■ **PROBLEM STATEMENT**: Reproduce the records. Keep every word exact and include no images.

(Front-end source files)
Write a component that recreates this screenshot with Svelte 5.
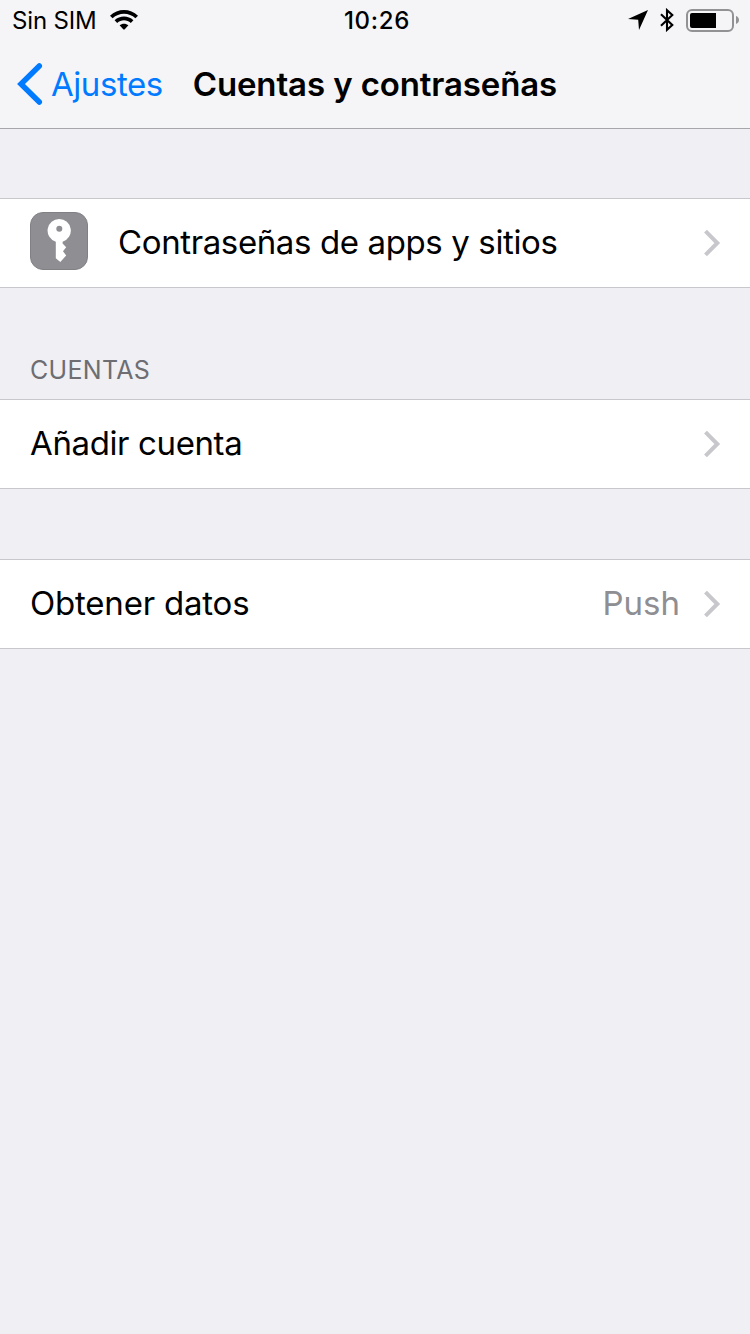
<script lang="ts">
	interface Row {
		label: string;
		value?: string;
		icon?: boolean;
	}

	interface Section {
		title?: string;
		rows: Row[];
	}

	let carrier = 'Sin SIM';
	let time = '10:26';
	let batteryLevel = 0.65;

	let sections: Section[] = [
		{ rows: [{ label: 'Contraseñas de apps y sitios', icon: true }] },
		{ title: 'Cuentas', rows: [{ label: 'Añadir cuenta' }] },
		{ rows: [{ label: 'Obtener datos', value: 'Push' }] }
	];
</script>

<div class="screen">
	<header>
		<div class="status-bar">
			<div class="status-left">
				<span class="carrier">{carrier}</span>
				<svg class="wifi" width="28" height="20" viewBox="0 0 28 20">
					<path d="M0 5.7 C7.6 -1.9 20.4 -1.9 28 5.7 L25.4 8.3 C19.2 2.2 8.8 2.2 2.6 8.3 Z" />
					<path d="M4.6 10.3 C9.8 5.3 18.2 5.3 23.4 10.3 L20.8 12.9 C17 9.4 11 9.4 7.2 12.9 Z" />
					<path d="M9.6 15.3 C12 13.2 16 13.2 18.4 15.3 L15 18.9 Q14 20 13 18.9 Z" />
				</svg>
			</div>
			<span class="time">{time}</span>
			<div class="status-right">
				<svg class="location" width="20" height="20" viewBox="0 0 20 20">
					<path d="M20 0 L11 20 L10.2 9.8 L0 9 Z" />
				</svg>
				<svg class="bluetooth" width="14" height="24" viewBox="0 0 14 24">
					<path
						d="M1 6.3 L12.3 17 L7 21.8 V2.2 L12.3 7 L1 17.7"
						fill="none"
						stroke="#000"
						stroke-width="2.1"
					/>
				</svg>
				<div class="battery">
					<div class="battery-fill" style="width: {batteryLevel * 100}%"></div>
				</div>
				<svg class="battery-tip" width="3" height="8" viewBox="0 0 3 8">
					<path d="M0 0 C1.8 .6 3 2.2 3 4 S1.8 7.4 0 8 Z" />
				</svg>
			</div>
		</div>
		<nav>
			<button class="back">
				<svg width="26" height="42" viewBox="0 0 26 42">
					<path d="M22.3 3 L4 21 L22.3 39" />
				</svg>
				<span>Ajustes</span>
			</button>
			<h1>Cuentas y contraseñas</h1>
		</nav>
	</header>

	<main>
		{#each sections as section}
			<section class:titled={section.title}>
				{#if section.title}
					<h2>{section.title}</h2>
				{/if}
				<div class="group">
					{#each section.rows as row}
						<div class="row">
							{#if row.icon}
								<svg class="row-icon" width="58" height="58" viewBox="0 0 58 58">
									<rect x=".5" y=".5" width="57" height="57" rx="12.5" fill="#8e8e93" stroke="#808085" />
									<path
										fill="#fff"
										fill-rule="evenodd"
										d="M29.3 7 A11.6 11.6 0 0 1 32.6 29.7 V31.5 L36.2 35.2 L33 39.2 L36.2 43.6 L30.3 50 L25.8 46.3 V29.7 A11.6 11.6 0 0 1 29.3 7 Z M29.3 13.8 A3 3 0 1 0 29.3 19.8 A3 3 0 1 0 29.3 13.8 Z"
									/>
								</svg>
							{/if}
							<span class="label" class:with-value={row.value}>{row.label}</span>
							{#if row.value}
								<span class="value">{row.value}</span>
							{/if}
							<svg class="chevron" width="17" height="28" viewBox="0 0 17 28">
								<path d="M1.5 2.2 L13.3 14 L1.5 25.8" />
							</svg>
						</div>
					{/each}
				</div>
			</section>
		{/each}
	</main>
</div>

<style>
	:global(body) {
		background: #efeff4;
	}

	.screen {
		min-height: 1334px;
		background: #efeff4;
		color: #000;
		font-family: Inter, 'Liberation Sans', sans-serif;
	}

	header {
		box-sizing: border-box;
		height: 129px;
		background: #f5f5f7;
		border-bottom: 1px solid #a7a7ab;
	}

	.status-bar {
		display: grid;
		grid-template-columns: 1fr auto 1fr;
		align-items: center;
		height: 40px;
		padding: 0 11px 0 12px;
	}

	.status-left,
	.status-right {
		display: flex;
		align-items: center;
	}

	.status-right {
		justify-content: flex-end;
	}

	.carrier {
		font-size: 24px;
		letter-spacing: -0.15px;
	}

	.wifi {
		margin-left: 13px;
	}

	.time {
		padding-left: 3px;
		font-size: 24px;
		font-weight: 550;
		letter-spacing: 0.7px;
	}

	.bluetooth {
		margin: 0 12px;
	}

	.battery {
		box-sizing: border-box;
		width: 48px;
		height: 23px;
		padding: 2px;
		border: 2px solid #929294;
		border-radius: 6px;
	}

	.battery-fill {
		height: 100%;
		background: #000;
		border-radius: 2px 0 0 2px;
	}

	.battery-tip {
		margin-left: 2px;
		fill: #929294;
	}

	nav {
		display: flex;
		align-items: center;
		height: 88px;
		padding-left: 17px;
	}

	.back {
		display: flex;
		align-items: center;
		gap: 8px;
		padding: 0;
		border: 0;
		background: none;
		color: #007aff;
		font: inherit;
		font-size: 33px;
		letter-spacing: -0.45px;
	}

	.back path {
		fill: none;
		stroke: #007aff;
		stroke-width: 5.5;
		stroke-linecap: round;
	}

	h1 {
		margin: 0 0 0 30px;
		font-size: 33px;
		font-weight: 600;
		letter-spacing: -0.12px;
	}

	section {
		padding-top: 70px;
	}

	section:first-child {
		padding-top: 69px;
	}

	section.titled {
		padding-top: 66px;
	}

	h2 {
		height: 45px;
		margin: 0;
		padding-left: 30px;
		color: #6d6d72;
		font-size: 25px;
		font-weight: 400;
		letter-spacing: 0.3px;
		line-height: 32px;
		text-transform: uppercase;
	}

	.group {
		background: #fff;
		border-top: 1px solid #c8c7cc;
		border-bottom: 1px solid #c8c7cc;
	}

	.row {
		display: flex;
		align-items: center;
		height: 88px;
		padding: 0 29px 0 30px;
		font-size: 33px;
	}

	.row-icon {
		margin: -4px 30px 0 0;
	}

	.label {
		flex: 1;
		margin-top: -2px;
		letter-spacing: -0.38px;
	}

	.label.with-value {
		letter-spacing: -0.2px;
	}

	.value {
		margin-top: -2px;
		color: #8e8e93;
	}

	.chevron {
		margin-left: 24px;
		fill: none;
		stroke: #c7c7cc;
		stroke-width: 4;
	}
</style>
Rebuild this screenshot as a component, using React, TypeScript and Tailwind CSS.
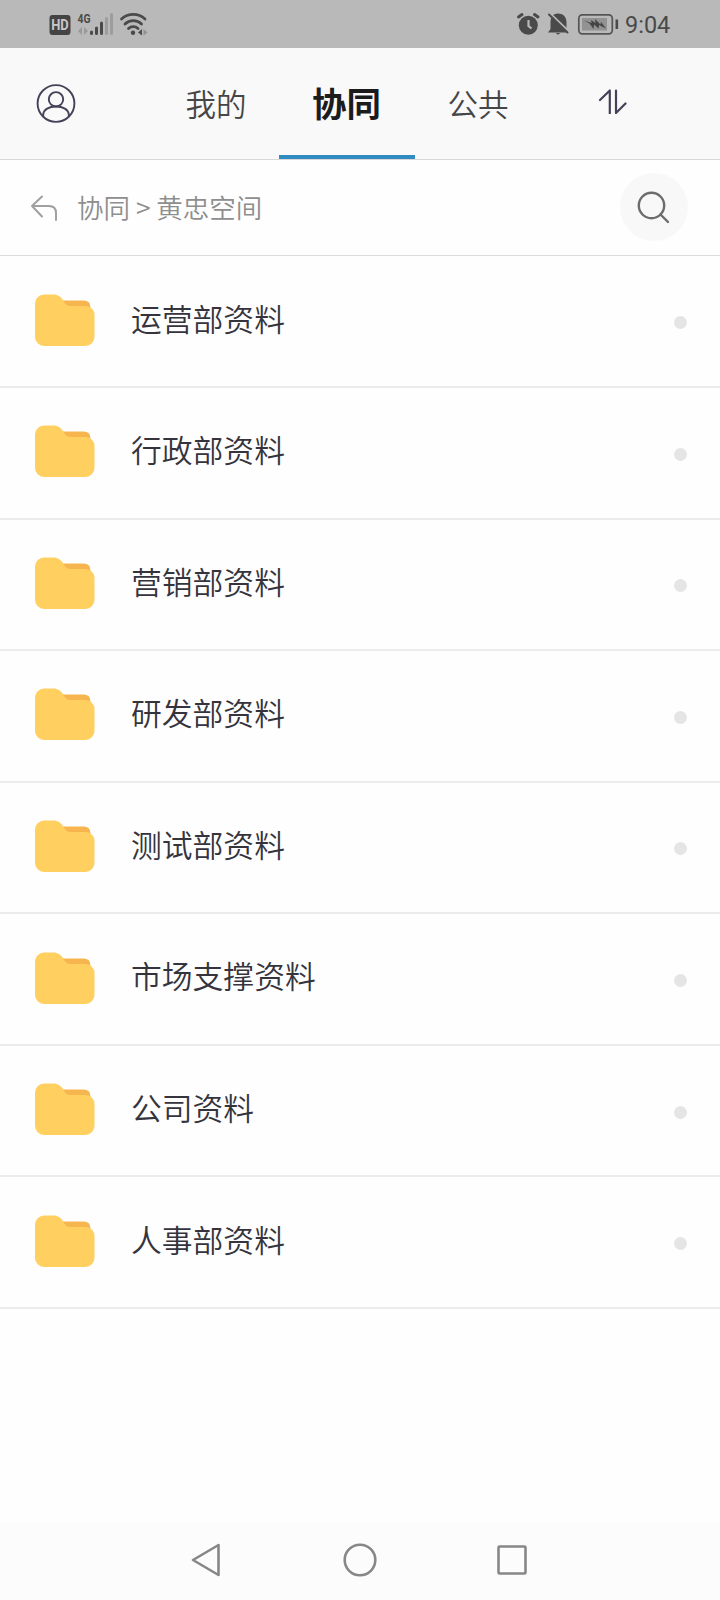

■ **EXERCISE RESULT**:
Write a component that recreates this screenshot with Svelte 5.
<script lang="ts">
	interface Row {
		label: string;
		value?: string;
		icon?: boolean;
	}

	interface Section {
		title?: string;
		rows: Row[];
	}

	let carrier = 'Sin SIM';
	let time = '10:26';
	let batteryLevel = 0.65;

	let sections: Section[] = [
		{ rows: [{ label: 'Contraseñas de apps y sitios', icon: true }] },
		{ title: 'Cuentas', rows: [{ label: 'Añadir cuenta' }] },
		{ rows: [{ label: 'Obtener datos', value: 'Push' }] }
	];
</script>

<div class="screen">
	<header>
		<div class="status-bar">
			<div class="status-left">
				<span class="carrier">{carrier}</span>
				<svg class="wifi" width="28" height="20" viewBox="0 0 28 20">
					<path d="M0 5.7 C7.6 -1.9 20.4 -1.9 28 5.7 L25.4 8.3 C19.2 2.2 8.8 2.2 2.6 8.3 Z" />
					<path d="M4.6 10.3 C9.8 5.3 18.2 5.3 23.4 10.3 L20.8 12.9 C17 9.4 11 9.4 7.2 12.9 Z" />
					<path d="M9.6 15.3 C12 13.2 16 13.2 18.4 15.3 L15 18.9 Q14 20 13 18.9 Z" />
				</svg>
			</div>
			<span class="time">{time}</span>
			<div class="status-right">
				<svg class="location" width="20" height="20" viewBox="0 0 20 20">
					<path d="M20 0 L11 20 L10.2 9.8 L0 9 Z" />
				</svg>
				<svg class="bluetooth" width="14" height="24" viewBox="0 0 14 24">
					<path
						d="M1 6.3 L12.3 17 L7 21.8 V2.2 L12.3 7 L1 17.7"
						fill="none"
						stroke="#000"
						stroke-width="2.1"
					/>
				</svg>
				<div class="battery">
					<div class="battery-fill" style="width: {batteryLevel * 100}%"></div>
				</div>
				<svg class="battery-tip" width="3" height="8" viewBox="0 0 3 8">
					<path d="M0 0 C1.8 .6 3 2.2 3 4 S1.8 7.4 0 8 Z" />
				</svg>
			</div>
		</div>
		<nav>
			<button class="back">
				<svg width="26" height="42" viewBox="0 0 26 42">
					<path d="M22.3 3 L4 21 L22.3 39" />
				</svg>
				<span>Ajustes</span>
			</button>
			<h1>Cuentas y contraseñas</h1>
		</nav>
	</header>

	<main>
		{#each sections as section}
			<section class:titled={section.title}>
				{#if section.title}
					<h2>{section.title}</h2>
				{/if}
				<div class="group">
					{#each section.rows as row}
						<div class="row">
							{#if row.icon}
								<svg class="row-icon" width="58" height="58" viewBox="0 0 58 58">
									<rect x=".5" y=".5" width="57" height="57" rx="12.5" fill="#8e8e93" stroke="#808085" />
									<path
										fill="#fff"
										fill-rule="evenodd"
										d="M29.3 7 A11.6 11.6 0 0 1 32.6 29.7 V31.5 L36.2 35.2 L33 39.2 L36.2 43.6 L30.3 50 L25.8 46.3 V29.7 A11.6 11.6 0 0 1 29.3 7 Z M29.3 13.8 A3 3 0 1 0 29.3 19.8 A3 3 0 1 0 29.3 13.8 Z"
									/>
								</svg>
							{/if}
							<span class="label" class:with-value={row.value}>{row.label}</span>
							{#if row.value}
								<span class="value">{row.value}</span>
							{/if}
							<svg class="chevron" width="17" height="28" viewBox="0 0 17 28">
								<path d="M1.5 2.2 L13.3 14 L1.5 25.8" />
							</svg>
						</div>
					{/each}
				</div>
			</section>
		{/each}
	</main>
</div>

<style>
	:global(body) {
		background: #efeff4;
	}

	.screen {
		min-height: 1334px;
		background: #efeff4;
		color: #000;
		font-family: Inter, 'Liberation Sans', sans-serif;
	}

	header {
		box-sizing: border-box;
		height: 129px;
		background: #f5f5f7;
		border-bottom: 1px solid #a7a7ab;
	}

	.status-bar {
		display: grid;
		grid-template-columns: 1fr auto 1fr;
		align-items: center;
		height: 40px;
		padding: 0 11px 0 12px;
	}

	.status-left,
	.status-right {
		display: flex;
		align-items: center;
	}

	.status-right {
		justify-content: flex-end;
	}

	.carrier {
		font-size: 24px;
		letter-spacing: -0.15px;
	}

	.wifi {
		margin-left: 13px;
	}

	.time {
		padding-left: 3px;
		font-size: 24px;
		font-weight: 550;
		letter-spacing: 0.7px;
	}

	.bluetooth {
		margin: 0 12px;
	}

	.battery {
		box-sizing: border-box;
		width: 48px;
		height: 23px;
		padding: 2px;
		border: 2px solid #929294;
		border-radius: 6px;
	}

	.battery-fill {
		height: 100%;
		background: #000;
		border-radius: 2px 0 0 2px;
	}

	.battery-tip {
		margin-left: 2px;
		fill: #929294;
	}

	nav {
		display: flex;
		align-items: center;
		height: 88px;
		padding-left: 17px;
	}

	.back {
		display: flex;
		align-items: center;
		gap: 8px;
		padding: 0;
		border: 0;
		background: none;
		color: #007aff;
		font: inherit;
		font-size: 33px;
		letter-spacing: -0.45px;
	}

	.back path {
		fill: none;
		stroke: #007aff;
		stroke-width: 5.5;
		stroke-linecap: round;
	}

	h1 {
		margin: 0 0 0 30px;
		font-size: 33px;
		font-weight: 600;
		letter-spacing: -0.12px;
	}

	section {
		padding-top: 70px;
	}

	section:first-child {
		padding-top: 69px;
	}

	section.titled {
		padding-top: 66px;
	}

	h2 {
		height: 45px;
		margin: 0;
		padding-left: 30px;
		color: #6d6d72;
		font-size: 25px;
		font-weight: 400;
		letter-spacing: 0.3px;
		line-height: 32px;
		text-transform: uppercase;
	}

	.group {
		background: #fff;
		border-top: 1px solid #c8c7cc;
		border-bottom: 1px solid #c8c7cc;
	}

	.row {
		display: flex;
		align-items: center;
		height: 88px;
		padding: 0 29px 0 30px;
		font-size: 33px;
	}

	.row-icon {
		margin: -4px 30px 0 0;
	}

	.label {
		flex: 1;
		margin-top: -2px;
		letter-spacing: -0.38px;
	}

	.label.with-value {
		letter-spacing: -0.2px;
	}

	.value {
		margin-top: -2px;
		color: #8e8e93;
	}

	.chevron {
		margin-left: 24px;
		fill: none;
		stroke: #c7c7cc;
		stroke-width: 4;
	}
</style>
Rebuild this screenshot as a component, using React, TypeScript and Tailwind CSS.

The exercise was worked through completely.